When a guy is in his fifties and she is thirty, the guy gets congratulated but when a fifty year old woman falls in love with a thirty year old guy, there must be something wrong with the both of them. She is a “cradle robber”, he finally found the mother he’d never had. I believe there are people who enter into a relationship for all the wrong reasons (financial reasons, psychological problems), but I also believe that there are many people who truly fall in love with those who are much younger or older than themselves.

Although it is a fact that most of us will develop a key relationship with someone who is within three years of our own age, there are those who will go far beyond that standard. Is this wrong? No I don’t think so; in fact I believe that such a relationship can be very fulfilling when both parties really care about each other and love each other. Age difference is just another type of committed relationships that make up the fabric of our society. Man divided the years into 365 days, but he did not hinder some women from being younger at forty than others are at twenty, and some men from being older at twenty than some men at fifty.

I really like this thing one of my friends always says about love and falling in love “I don’t fall in love with a gender or an age; I fall in love with a person”. I can only say: hear, hear!

7 comments:

kat said...

If people of different ages want to get together it is their business. I don't think it is wrong at all but it may cause problems when one of the partners reaches old age and is unable to join in with the same activities.

Phil said...

I don't see any problem with it at all. My first two relationships were with older women. Like Stu said, as long as your not committing a felony, it's not a problem. I also agree with your friend, you fall in love with a person, not an age (or a gender)

b o o said...
This comment has been removed by a blog administrator.
b o o said...

10 years between boo & her darling. i'm the older one. 'nuff said.

Dakota said...

First of all I want to make something clear. In this case I was talking about consenting adults, not about felonies or minors :) Now that that’s out of the way, I can respond to your comments once again………woohoo :)

You are so right Kat, it’s their business and it can cause problems, but I know people who are in this sort of relationships and somehow they always seem to conquer any problem they come across.

Older outlook? I never noticed that, Stu ;) Maybe you are one of those people with an old soul!
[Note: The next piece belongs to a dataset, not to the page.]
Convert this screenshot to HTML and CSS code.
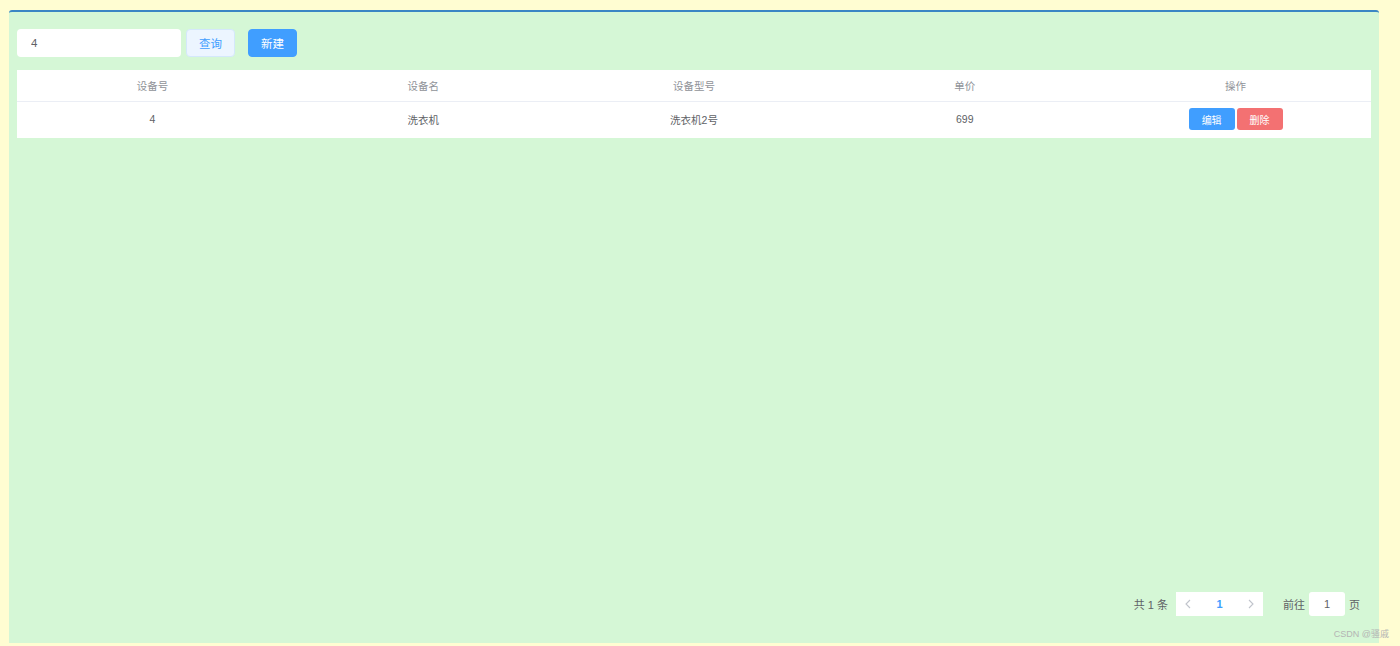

My friend is a free spirit Phil

Been there, done that boo :) I hope you are really happy :D

Tran said...

It would be great to say that we’re beyond all these things, but the fact is – we aren’t. I’m almost 30, and the last few people I dated were 7 to 10 years younger [because I look like I should be 20], and it didn’t matter when we were alone. The problems started when we were in one another’s social circles. My friends not being able to relate because these women were so far removed from their life, and I was the same way for them, because a mortgage, a career, and waking up at 6 AM was something that only their parents were doing. It’s not the age that’s the hindrance, it’s the environment – it’s the external factors. So my question is – which is worse?

Dakota said...

Thanks for you comment tran. My social circle consist of all sorts of people, man, woman, young, old, gay, straight, autochthon and allochthone. Luckily they are very open minded people, so I don’t have the problems you are having. The older ones still remember what it is like to be young and living carefree without responsibilities and the younger ones have no problem relating to the older ones because they are not from another planet or something…… they know their world is going to chance pretty soon. But hey, I live in another part of the world; maybe people here are a bit different :)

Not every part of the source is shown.